• **Your objective**
Leave out the images; return the rest of the data exactly.

++++++++++++++++++++

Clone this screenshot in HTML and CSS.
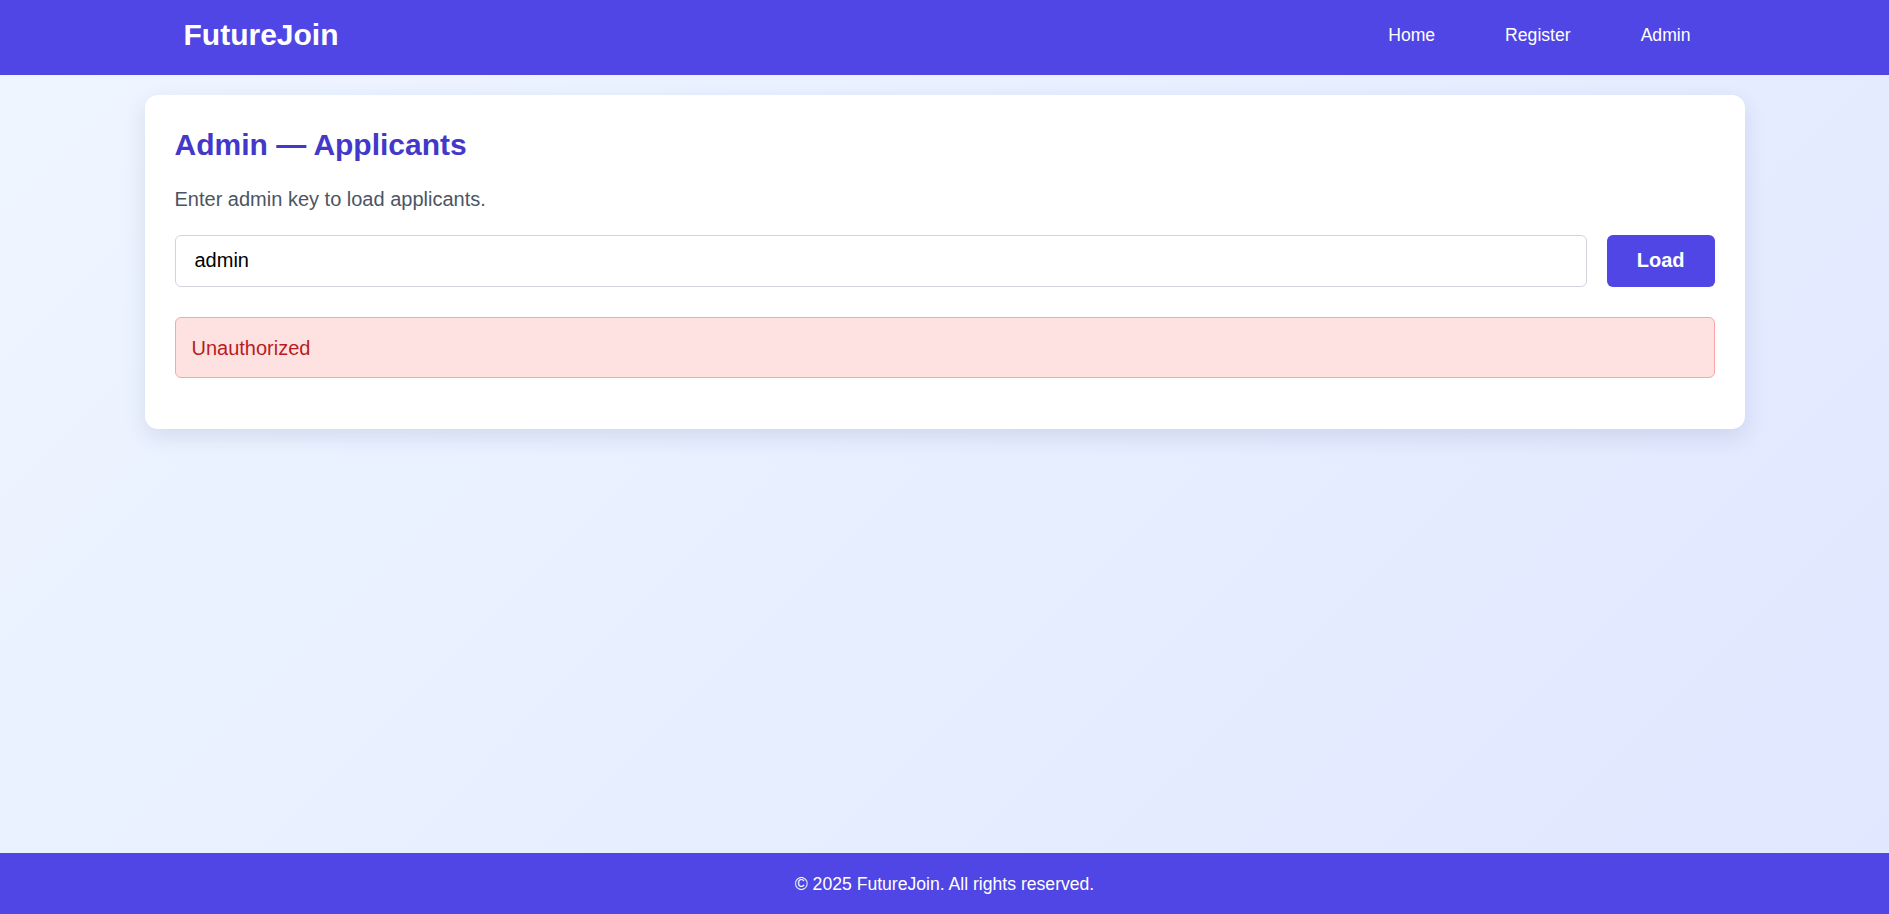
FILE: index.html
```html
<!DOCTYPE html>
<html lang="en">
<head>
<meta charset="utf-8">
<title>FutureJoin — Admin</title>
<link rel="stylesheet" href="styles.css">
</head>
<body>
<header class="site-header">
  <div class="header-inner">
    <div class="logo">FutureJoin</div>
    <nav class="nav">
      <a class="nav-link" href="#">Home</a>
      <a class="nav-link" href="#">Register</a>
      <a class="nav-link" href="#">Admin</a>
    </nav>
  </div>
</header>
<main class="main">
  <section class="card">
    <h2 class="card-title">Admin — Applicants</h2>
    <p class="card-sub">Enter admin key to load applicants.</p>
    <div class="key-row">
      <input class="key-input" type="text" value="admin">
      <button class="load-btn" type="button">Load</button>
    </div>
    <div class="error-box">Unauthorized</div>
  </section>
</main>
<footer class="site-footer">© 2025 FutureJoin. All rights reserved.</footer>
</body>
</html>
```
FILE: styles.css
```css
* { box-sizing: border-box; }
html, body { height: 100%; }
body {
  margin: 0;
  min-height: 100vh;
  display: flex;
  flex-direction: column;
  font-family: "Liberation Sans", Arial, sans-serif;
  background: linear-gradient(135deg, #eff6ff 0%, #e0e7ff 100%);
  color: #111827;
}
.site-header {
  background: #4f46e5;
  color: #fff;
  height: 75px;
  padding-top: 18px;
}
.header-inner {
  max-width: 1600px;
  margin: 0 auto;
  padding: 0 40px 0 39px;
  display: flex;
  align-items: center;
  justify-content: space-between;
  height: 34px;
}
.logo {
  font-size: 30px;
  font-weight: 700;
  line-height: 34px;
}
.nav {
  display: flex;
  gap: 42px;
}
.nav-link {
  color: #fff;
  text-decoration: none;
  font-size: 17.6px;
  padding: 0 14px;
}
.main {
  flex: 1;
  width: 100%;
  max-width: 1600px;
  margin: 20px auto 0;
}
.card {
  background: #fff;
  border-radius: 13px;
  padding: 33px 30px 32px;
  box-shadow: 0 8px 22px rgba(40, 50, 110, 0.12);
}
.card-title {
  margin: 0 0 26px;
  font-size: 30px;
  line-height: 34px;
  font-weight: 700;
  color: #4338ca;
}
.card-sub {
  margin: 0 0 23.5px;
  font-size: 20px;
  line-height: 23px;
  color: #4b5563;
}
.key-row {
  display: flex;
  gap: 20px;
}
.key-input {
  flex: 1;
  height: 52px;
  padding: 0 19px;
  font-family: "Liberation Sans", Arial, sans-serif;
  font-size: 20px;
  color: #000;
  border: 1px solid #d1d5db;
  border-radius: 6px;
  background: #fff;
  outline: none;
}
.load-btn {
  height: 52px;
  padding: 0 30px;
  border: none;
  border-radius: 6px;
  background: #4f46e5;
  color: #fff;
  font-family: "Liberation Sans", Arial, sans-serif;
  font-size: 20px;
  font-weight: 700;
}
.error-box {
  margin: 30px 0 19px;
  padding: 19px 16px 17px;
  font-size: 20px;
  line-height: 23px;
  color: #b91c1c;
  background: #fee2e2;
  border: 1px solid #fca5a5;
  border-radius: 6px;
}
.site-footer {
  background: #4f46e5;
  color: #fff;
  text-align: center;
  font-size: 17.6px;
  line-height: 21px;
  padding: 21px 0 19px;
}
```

++++++++++++++++++++

• **Response to this exercise**
Clone this screenshot in HTML and CSS.
FILE: index.html
```html
<!DOCTYPE html>
<html lang="en">
<head>
<meta charset="utf-8">
<title>FutureJoin — Admin</title>
<link rel="stylesheet" href="styles.css">
</head>
<body>
<header class="site-header">
  <div class="header-inner">
    <div class="logo">FutureJoin</div>
    <nav class="nav">
      <a class="nav-link" href="#">Home</a>
      <a class="nav-link" href="#">Register</a>
      <a class="nav-link" href="#">Admin</a>
    </nav>
  </div>
</header>
<main class="main">
  <section class="card">
    <h2 class="card-title">Admin — Applicants</h2>
    <p class="card-sub">Enter admin key to load applicants.</p>
    <div class="key-row">
      <input class="key-input" type="text" value="admin">
      <button class="load-btn" type="button">Load</button>
    </div>
    <div class="error-box">Unauthorized</div>
  </section>
</main>
<footer class="site-footer">© 2025 FutureJoin. All rights reserved.</footer>
</body>
</html>
```
FILE: styles.css
```css
* { box-sizing: border-box; }
html, body { height: 100%; }
body {
  margin: 0;
  min-height: 100vh;
  display: flex;
  flex-direction: column;
  font-family: "Liberation Sans", Arial, sans-serif;
  background: linear-gradient(135deg, #eff6ff 0%, #e0e7ff 100%);
  color: #111827;
}
.site-header {
  background: #4f46e5;
  color: #fff;
  height: 75px;
  padding-top: 18px;
}
.header-inner {
  max-width: 1600px;
  margin: 0 auto;
  padding: 0 40px 0 39px;
  display: flex;
  align-items: center;
  justify-content: space-between;
  height: 34px;
}
.logo {
  font-size: 30px;
  font-weight: 700;
  line-height: 34px;
}
.nav {
  display: flex;
  gap: 42px;
}
.nav-link {
  color: #fff;
  text-decoration: none;
  font-size: 17.6px;
  padding: 0 14px;
}
.main {
  flex: 1;
  width: 100%;
  max-width: 1600px;
  margin: 20px auto 0;
}
.card {
  background: #fff;
  border-radius: 13px;
  padding: 33px 30px 32px;
  box-shadow: 0 8px 22px rgba(40, 50, 110, 0.12);
}
.card-title {
  margin: 0 0 26px;
  font-size: 30px;
  line-height: 34px;
  font-weight: 700;
  color: #4338ca;
}
.card-sub {
  margin: 0 0 23.5px;
  font-size: 20px;
  line-height: 23px;
  color: #4b5563;
}
.key-row {
  display: flex;
  gap: 20px;
}
.key-input {
  flex: 1;
  height: 52px;
  padding: 0 19px;
  font-family: "Liberation Sans", Arial, sans-serif;
  font-size: 20px;
  color: #000;
  border: 1px solid #d1d5db;
  border-radius: 6px;
  background: #fff;
  outline: none;
}
.load-btn {
  height: 52px;
  padding: 0 30px;
  border: none;
  border-radius: 6px;
  background: #4f46e5;
  color: #fff;
  font-family: "Liberation Sans", Arial, sans-serif;
  font-size: 20px;
  font-weight: 700;
}
.error-box {
  margin: 30px 0 19px;
  padding: 19px 16px 17px;
  font-size: 20px;
  line-height: 23px;
  color: #b91c1c;
  background: #fee2e2;
  border: 1px solid #fca5a5;
  border-radius: 6px;
}
.site-footer {
  background: #4f46e5;
  color: #fff;
  text-align: center;
  font-size: 17.6px;
  line-height: 21px;
  padding: 21px 0 19px;
}
```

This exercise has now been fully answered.